A question is posed from a reader on Gocomics as to the progression of events that formed today's 9 Chickweed Lane cartoon - the chick or the egg, so to speak. (click the image for a larger view.)
What I had planned for this daily cartoon was another in what is now a series in which the black background merges with the black dancewear in which Edda is attired. Essentially, I had planned that Edda would be nothing but a head and shoulders, hands and feet, on a black backdrop. Body positions would be implied. When I prepare these cartoons, I go to the length of drawing her completely, as you can make out through the sketchy crosshatching. I then fill in the black to merge with her duds, at which point a transformation takes place that always amazes me. (Take a look at the work of Coles Phillips, http://www.americanartarchives.com/phillips,c.htm, who was doing this sort of thing with brilliance nearly a century ago.)

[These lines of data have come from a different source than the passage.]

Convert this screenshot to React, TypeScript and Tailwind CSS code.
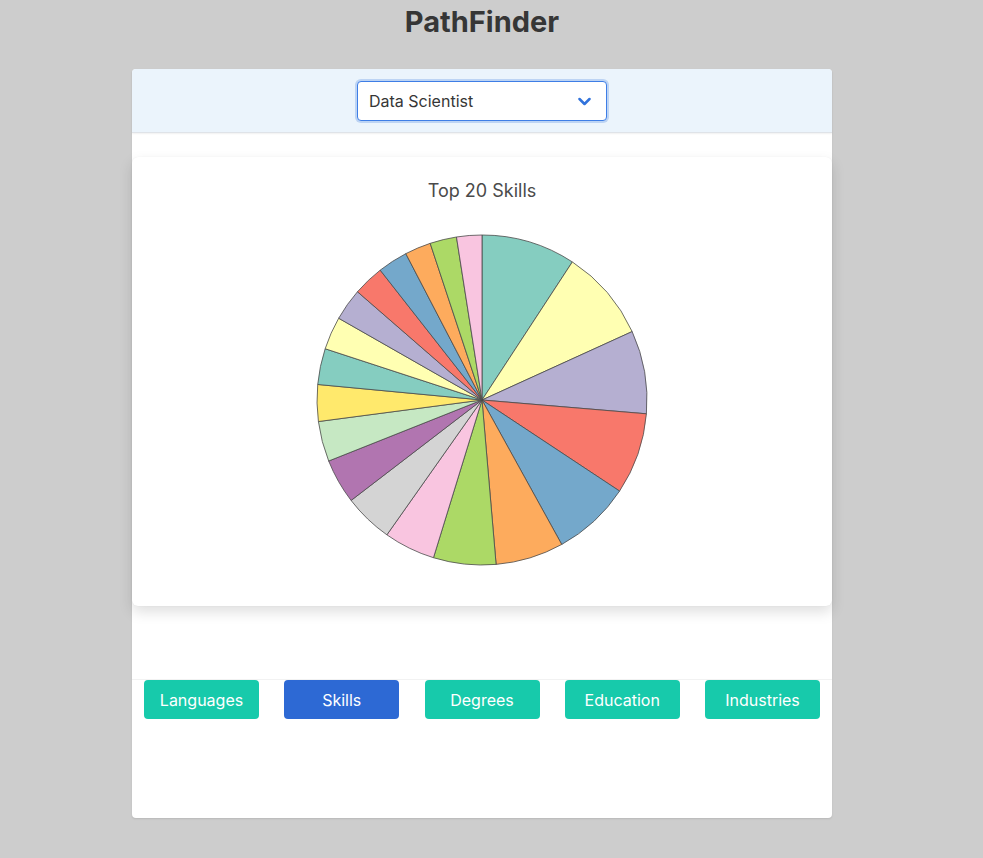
import React from "react";

const bounds = [0, 33.2, 65.5, 94.8, 123.5, 151.1, 175.1, 197.1, 215.2, 232.5, 248.3, 262.5, 275.4, 288.1, 299.7, 311, 321.9, 332.5, 341.7, 351.1, 360];
const colors = [
  "#85cdc0", "#ffffb2", "#b5afd1", "#f8786b", "#74a8cb", "#fdab5d", "#acd966", "#f9c5e0", "#d4d4d4", "#b175b0",
  "#c6e8c3", "#ffe96c", "#85cdc0", "#ffffb2", "#b5afd1", "#f8786b", "#74a8cb", "#fdab5d", "#acd966", "#f9c5e0",
];

function Pie() {
  const cx = 166;
  const cy = 166;
  const r = 165;
  const pt = (a: number) => {
    const rad = (a * Math.PI) / 180;
    return [cx + r * Math.sin(rad), cy - r * Math.cos(rad)];
  };
  return (
    <svg width="332" height="332" viewBox="0 0 332 332">
      {colors.map((c, i) => {
        const a0 = bounds[i];
        const a1 = bounds[i + 1];
        const [x0, y0] = pt(a0);
        const [x1, y1] = pt(a1);
        const large = a1 - a0 > 180 ? 1 : 0;
        return (
          <path
            key={i}
            d={`M${cx},${cy} L${x0},${y0} A${r},${r} 0 ${large} 1 ${x1},${y1} Z`}
            fill={c}
            stroke="#4a4a4a"
            strokeWidth={0.8}
          />
        );
      })}
    </svg>
  );
}

const tabs = ["Languages", "Skills", "Degrees", "Education", "Industries"];

export default function App() {
  return (
    <div className="min-h-[858px] bg-[#cdcdcd] font-['Inter','Noto_Sans',sans-serif] pb-[40px]">
      <div className="w-[964px]">
        <div className="h-[69px] flex justify-center pt-[4px]">
          <h1 className="text-[29px] leading-[36px] font-bold text-[#363636]">PathFinder</h1>
        </div>
        <div className="w-[700px] mx-auto bg-white rounded-[4px] shadow-[0_1px_2px_rgba(0,0,0,0.1)] flex flex-col h-[749px]">
          <div className="h-[64px] bg-[#ebf4fc] rounded-t-[4px] border-b border-[#dfe3e8] shadow-[0_1px_2px_rgba(0,0,0,0.06)] flex justify-center pt-[12px]">
            <div className="w-[250px] h-[40px] bg-white border border-[#3e7ee6] rounded-[4px] shadow-[0_0_0_2px_rgba(50,115,220,0.25)] flex items-center justify-between pl-[11px] pr-[15px]">
              <span className="text-[16px] text-[#363636]">Data Scientist</span>
              <svg width="13" height="9" viewBox="0 0 13 9">
                <path d="M1.5 2 L6.5 7 L11.5 2" fill="none" stroke="#3273dc" strokeWidth="2.5" strokeLinecap="round" strokeLinejoin="round" />
              </svg>
            </div>
          </div>
          <div className="mt-[24px] h-[449px] bg-white rounded-[6px] shadow-[0_6px_14px_rgba(0,0,0,0.13),0_0_1px_rgba(0,0,0,0.08)] flex flex-col items-center">
            <div className="mt-[20px] text-[18px] leading-[27px] text-[#4a4a4a]">Top 20 Skills</div>
            <div className="mt-[30px]">
              <Pie />
            </div>
          </div>
          <div className="mt-[73px] border-t border-[#f2f2f2] flex justify-between px-[12px]">
            {tabs.map((t) => (
              <button
                key={t}
                className={`w-[115px] h-[39px] rounded-[4px] text-white text-[16px] ${t === "Skills" ? "bg-[#2d69d4]" : "bg-[#17caab]"}`}
              >
                {t}
              </button>
            ))}
          </div>
        </div>
      </div>
    </div>
  );
}
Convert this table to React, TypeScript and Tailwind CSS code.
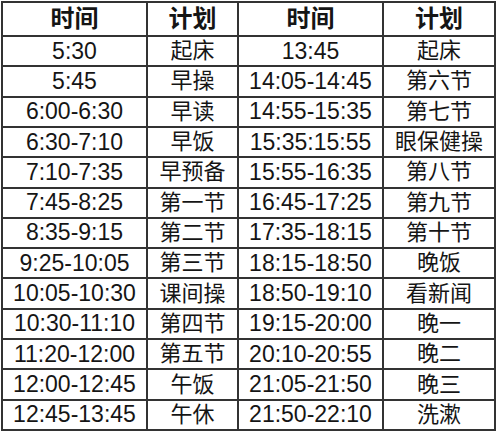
import React from 'react';

const rows: [string, string, string, string][] = [
    ['5:30', '起床', '13:45', '起床'],
    ['5:45', '早操', '14:05-14:45', '第六节'],
    ['6:00-6:30', '早读', '14:55-15:35', '第七节'],
    ['6:30-7:10', '早饭', '15:35:15:55', '眼保健操'],
    ['7:10-7:35', '早预备', '15:55-16:35', '第八节'],
    ['7:45-8:25', '第一节', '16:45-17:25', '第九节'],
    ['8:35-9:15', '第二节', '17:35-18:15', '第十节'],
    ['9:25-10:05', '第三节', '18:15-18:50', '晚饭'],
    ['10:05-10:30', '课间操', '18:50-19:10', '看新闻'],
    ['10:30-11:10', '第四节', '19:15-20:00', '晚一'],
    ['11:20-12:00', '第五节', '20:10-20:55', '晚二'],
    ['12:00-12:45', '午饭', '21:05-21:50', '晚三'],
    ['12:45-13:45', '午休', '21:50-22:10', '洗漱'],
];

const font = "font-['Liberation_Sans','Noto_Sans_CJK_SC',sans-serif]";

export default function App() {
    return (
        <div className={`w-[500px] h-[435px] bg-white pl-[1px] pt-[1px] ${font} text-[#151515]`}>
            <div className="grid grid-cols-[143px_89px_143px_110px] grid-rows-[32px_repeat(13,1fr)] h-[430px] w-[495px] gap-[2px] p-[2px] bg-[#333]">
                {['时间', '计划', '时间', '计划'].map((h, i) => (
                    <div key={i} className="bg-white flex items-center justify-center text-[24px] font-bold leading-none">
                        {h}
                    </div>
                ))}
                {rows.map((r, ri) =>
                    r.map((c, ci) => (
                        <div
                            key={`${ri}-${ci}`}
                            className={`bg-white flex items-center justify-center leading-none ${ci % 2 === 0 ? 'text-[23px]' : 'text-[22px]'}`}
                        >
                            {c}
                        </div>
                    ))
                )}
            </div>
        </div>
    );
}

However, when I composed the cartoon, I began to sketch in the background as you see, partially obscuring the shape of her body. And then, I stopped. This was just the final study for the cartoon as yet to be drawn. But I really liked what had evolved. Sometimes, you just have to stop yourself from going further and screwing up an image that you like, i.e., liking it to death; so I forbore and, without excuses or explanation, sent in the cartoon to my syndicate.
Most of the best things I do I cannot explain, I do not plan, are entirely accidental. I have played a movement of, for instance, the Märchenbilder of Robert Schumann when, out of nowhere my accompanist and I found ourselves doing something with the music so moving that on succeeding days we tried again and again and again to recapture it, and without success. Those moments don't yield to force of will. They just appear, then evanesce.
I'm not suggesting the cartoon above is anything like that. However, I liked it, and I had the sense to leave it alone.
Post Script: I am glad that at this stage of Chickweed's existence, my abiding readers are willing and disposed to welcome such images. However, I know that by the end of the day someone will write in to object. And it will be a choleric objection. It is part of cartooning, like the short straw, and always a source of amazement and amusement.